- Home
- George F. Will
The Conservative Sensibility Page 4
The Conservative Sensibility Read online
Page 4
As evidence of this, Coolidge cited Virginia’s Declaration of Rights which George Mason presented to that state’s general assembly on May 27, 1776: “All men are created equally free and independent.”4 Coolidge could also have cited Alexander Hamilton’s anonymous 1775 pamphlet “The Farmer Refuted,” in which Hamilton rejected the “absurd and impious doctrine” that he ascribed to Thomas Hobbes, the idea that all moral obligation “is derived from the introduction of civil society; and there is no virtue, but what is purely artificial, the mere contrivance of politicians, for the maintenance of social intercourse.” Against this, Hamilton argued that humanity is endowed with “rational faculties” to discern the natural rights necessary for “preserving and beatifying” existence. Even in the state of nature no one “had any moral power to deprive another of” those rights. So, “the origin of all civil government, justly established, must be a voluntary compact, between the rulers and the ruled; and must be liable to such limitations, as are necessary for the security of the absolute rights of the latter.”5
As further evidence that the Declaration’s truths were “in the very air” of eighteenth-century America, Coolidge could have cited the slave petition for freedom submitted to the Massachusetts legislature on January 13, 1777, which read: “The petition of A Great Number of Blackes detained in a State of slavery in the Bowels of a free & Christian Country Humbly shuwith that your Petitioners apprehend that thay have in Common with all other men a Natural and Unaliable Right to that freedom which the Grat Parent of the Unavers hath Bestowed equalley on all menkind and which they have Never forfuted by any Compact or agreement whatever.…”6 Coolidge could have cited the 1778 Essex Result, a set of town resolutions intended to influence the drafting of the Massachusetts constitution: “All men are born equally free.

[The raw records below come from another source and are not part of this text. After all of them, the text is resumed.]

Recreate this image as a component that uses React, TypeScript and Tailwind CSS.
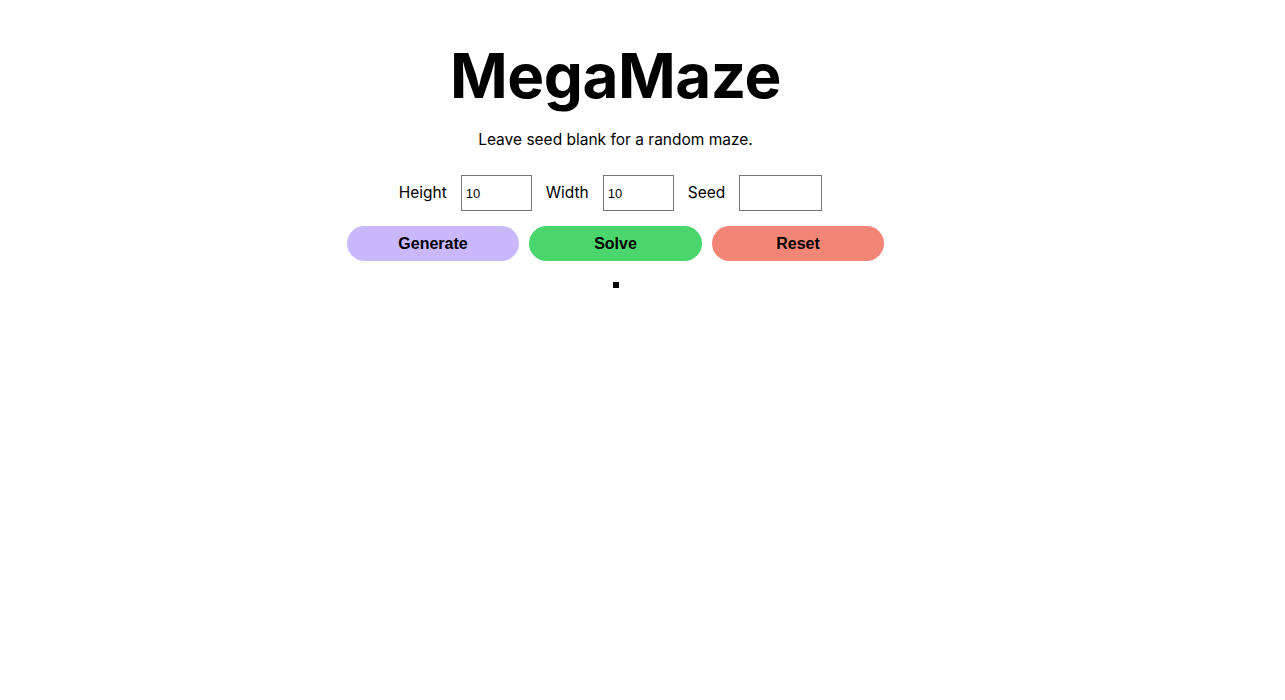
import React, { useState } from 'react';

export default function App() {
  const [height, setHeight] = useState('10');
  const [width, setWidth] = useState('10');
  const [seed, setSeed] = useState('');

  return (
    <div className="min-h-screen bg-white text-black font-['Inter','Liberation_Sans',sans-serif]">
      <div className="w-[1231px] flex flex-col items-center pt-[38px]">
        <h1 className="text-[62px] leading-[76px] font-bold tracking-[-0.5px]">MegaMaze</h1>
        <p className="mt-[16px] text-[15.5px] leading-[20px]">Leave seed blank for a random maze.</p>

        <div className="mt-[25px] flex items-center text-[15.5px]">
          <label className="mr-[14px]">Height</label>
          <input
            value={height}
            onChange={(e) => setHeight(e.target.value)}
            className="w-[71px] h-[36px] border border-[#767676] px-[4px] text-[13px] font-['Liberation_Sans',sans-serif] outline-none"
          />
          <label className="ml-[14px] mr-[14px]">Width</label>
          <input
            value={width}
            onChange={(e) => setWidth(e.target.value)}
            className="w-[71px] h-[36px] border border-[#767676] px-[4px] text-[13px] font-['Liberation_Sans',sans-serif] outline-none"
          />
          <label className="ml-[14px] mr-[14px]">Seed</label>
          <input
            value={seed}
            onChange={(e) => setSeed(e.target.value)}
            className="w-[83px] h-[36px] mr-[10px] border border-[#767676] px-[4px] text-[13px] font-['Liberation_Sans',sans-serif] outline-none"
          />
        </div>

        <div className="mt-[15px] flex gap-[10px] font-['Liberation_Sans',sans-serif] font-bold text-[16px]">
          <button className="w-[172px] h-[35px] rounded-full bg-[#c9b8fc]">Generate</button>
          <button className="w-[173px] h-[35px] rounded-full bg-[#4ad66d]">Solve</button>
          <button className="w-[172px] h-[35px] rounded-full bg-[#f38576]">Reset</button>
        </div>

        <div className="mt-[21px] w-[6px] h-[6px] bg-black" />
      </div>
    </div>
  );
}
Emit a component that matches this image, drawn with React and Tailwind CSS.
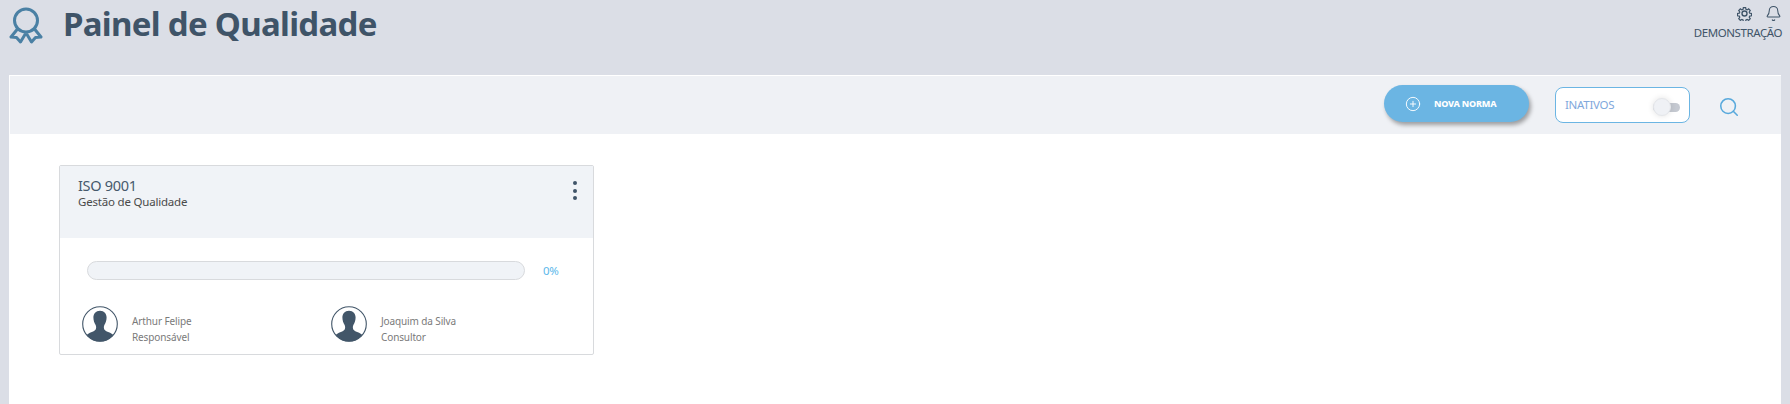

The rights they possess at their births are equal, and of the same kind.” The Result continued that some resolutions affirm “the true principles of government.” They affirmed that “reason” and “the experience of all ages” confirm that “the benefits resulting to individuals from a free government, conduce much more to their happiness, than the retaining of all their natural rights in a state of nature.” Because “much happiness cannot be enjoyed” in a state of nature, men enter into political society to “remove the inconveniences” of that state.7 The mild word “inconveniences” signals a Lockean belief in some inherent sociability: Because of man’s natural reason and sociability, life in the state of nature is not, as Hobbes said, characterized solely by “continual fear and danger of violent death” and therefore departing this state by entering political society is not so urgently necessary that it justifies a sweeping sacrifice of rights that are natural and pre-exist government.8 The limited curtailment of some rights is justified in order to rectify those aspects of life that are inconvenient. The convention that between September 1, 1779, and March 2, 1780, wrote the constitution for “the State of Massachusetts Bay” declared in its preamble that the purpose of government is “to secure the existence of the body-politic; to protect it; and to furnish the individuals who compose it with the power of enjoying, in safety and tranquility, their natural rights, and the blessings of life.”9
This vocabulary of natural rights was, in part, a response to Americans’ physical situation. In a 1670 sermon, a Massachusetts cleric spoke of the Puritans having undertaken an “errand into the wilderness.”10 In the next century’s imperial crisis, the idea of Americans as intrepid tamers of a wilderness was drained of its theological content and filled with political gunpowder. By 1770, more and more Americans were arguing that their rights derived not from the common law of placid, settled England but rather were natural rights that existed in the essentially pre-political conditions of the American wilderness. So, when John Adams asked, “how do we New Englandmen derive our laws?” he answered, “not from Parliament, not from common law, but from the law of nature” in an America that was “not a conquered but a discovered country.” America “was not granted of the king by his grace, but was dearly, very dearly earned by the planters, in the labor, blood, and treasure which they expended to subdue it by cultivation.”11 Americans had not brought their rights with them by ship from England. Rather, they had, as it were, found them in the wilderness.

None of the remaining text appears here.